One important edge case occurs when no valid subsequence exists. For example, if s2 = "z" and s1 contains no 'z', the forward scan never completes successfully. A buggy implementation might accidentally return an uninitialized substring or produce an index error. This implementation safely tracks whether a valid window was ever found using best_start == -1.

Another important case involves repeated characters in s2. Consider:

s1 = "cnhczmccqouqadqtmjjzl"
s2 = "mm"

The algorithm must correctly distinguish between the two required 'm' characters. Incorrect pointer handling can accidentally reuse the same character twice. The forward scan guarantees that each match advances both pointers properly, preserving subsequence ordering.

A third tricky case is tie-breaking between windows of equal length. The problem requires returning the leftmost minimum-length window. Since the algorithm only updates the answer when a strictly smaller window is found, the first minimum-length window automatically remains the chosen answer. This correctly preserves leftmost priority.

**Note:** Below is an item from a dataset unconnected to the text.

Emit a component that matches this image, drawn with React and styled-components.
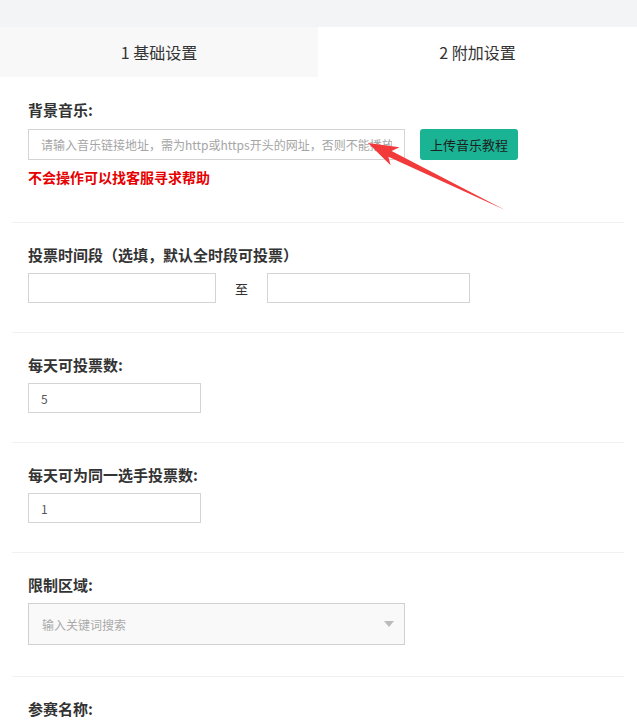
import React from "react";
import styled, { createGlobalStyle } from "styled-components";

const GlobalStyle = createGlobalStyle`
  body {
    margin: 0;
    background: #fff;
    font-family: "Noto Sans CJK SC", "Liberation Sans", sans-serif;
    color: #333;
  }
`;

const Page = styled.div`
  position: relative;
  width: 637px;
  height: 722px;
  overflow: hidden;
`;

const TopBar = styled.div`
  height: 27px;
  background: #f3f4f6;
`;

const Tabs = styled.div`
  display: flex;
  height: 50px;
`;

const Tab = styled.div`
  flex: ${p => (p.$active ? "1 1 0" : "0 0 318px")};
  display: flex;
  align-items: center;
  justify-content: center;
  font-size: 16px;
  color: #333;
  background: ${p => (p.$active ? "#fff" : "#f8f8f8")};
`;

const Form = styled.div`
  padding: 0 13px 0 12px;
`;

const Section = styled.div`
  padding: ${p => p.$top || 23}px 16px ${p => p.$bottom || 29}px;
  border-bottom: 1px solid #f0f0f0;
`;

const Label = styled.div`
  font-size: 15px;
  font-weight: bold;
  line-height: 18px;
  color: #333;
  margin-bottom: ${p => p.$gap || 9}px;
`;

const Row = styled.div`
  display: flex;
  align-items: center;
`;

const Input = styled.input`
  box-sizing: border-box;
  width: ${p => p.$w}px;
  height: ${p => p.$h || 31}px;
  border: 1px solid #d4d4d4;
  padding: 0 12px;
  font-size: 12px;
  color: #555;
  font-family: "Noto Sans CJK SC", "Liberation Sans", sans-serif;
  outline: none;
  &::placeholder {
    color: #a5a5a5;
  }
`;

const Button = styled.button`
  margin-left: 15px;
  width: 98px;
  height: 31px;
  border: none;
  border-radius: 3px;
  background: #1ab394;
  color: #1e1e1e;
  font-size: 13px;
  font-family: "Noto Sans CJK SC", "Liberation Sans", sans-serif;
`;

const Hint = styled.div`
  margin-top: 8px;
  font-size: 14px;
  line-height: 18px;
  font-weight: bold;
  color: #e60000;
`;

const To = styled.span`
  width: 51px;
  text-align: center;
  font-size: 13px;
  color: #333;
`;

const Select = styled.div`
  box-sizing: border-box;
  width: 377px;
  height: 42px;
  border: 1px solid #d0d0d0;
  background: #f9f9f9;
  display: flex;
  align-items: center;
  justify-content: space-between;
  padding: 0 10px 0 13px;
  font-size: 12px;
  color: #aaa;
`;

const Caret = styled.span`
  width: 0;
  height: 0;
  border-left: 5px solid transparent;
  border-right: 5px solid transparent;
  border-top: 6px solid #bbb;
`;

const Arrow = styled.svg`
  position: absolute;
  left: 0;
  top: 0;
  pointer-events: none;
`;

const App = () => (
  <Page>
    <GlobalStyle />
    <TopBar />
    <Tabs>
      <Tab>1 基础设置</Tab>
      <Tab $active>2 附加设置</Tab>
    </Tabs>
    <Form>
      <Section $top={24} $bottom={36}>
        <Label $gap={10}>背景音乐:</Label>
        <Row>
          <Input $w={377} placeholder="请输入音乐链接地址，需为http或https开头的网址，否则不能播放" />
          <Button>上传音乐教程</Button>
        </Row>
        <Hint>不会操作可以找客服寻求帮助</Hint>
      </Section>
      <Section>
        <Label>投票时间段（选填，默认全时段可投票）</Label>
        <Row>
          <Input $w={188} $h={30} />
          <To>至</To>
          <Input $w={203} $h={30} />
        </Row>
      </Section>
      <Section>
        <Label>每天可投票数:</Label>
        <Input $w={173} $h={30} defaultValue="5" />
      </Section>
      <Section>
        <Label>每天可为同一选手投票数:</Label>
        <Input $w={173} $h={30} defaultValue="1" />
      </Section>
      <Section $bottom={31}>
        <Label>限制区域:</Label>
        <Select>
          <span>输入关键词搜索</span>
          <Caret />
        </Select>
      </Section>
      <Section>
        <Label>参赛名称:</Label>
      </Section>
    </Form>
    <Arrow width="637" height="722">
      <polygon
        points="368,143 399.4,147.2 391.6,151 505,210 388.4,156.7 390.6,165.2"
        fill="#f23a3a"
      />
    </Arrow>
  </Page>
);

export default App;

Another subtle edge case occurs when the optimal window is the entire string itself. For example:

s1 = "abcde"
s2 = "ace"

The backward shrinking phase must stop correctly without overshooting the beginning of the valid subsequence. The implementation carefully reconstructs the minimal starting index using backward matching logic.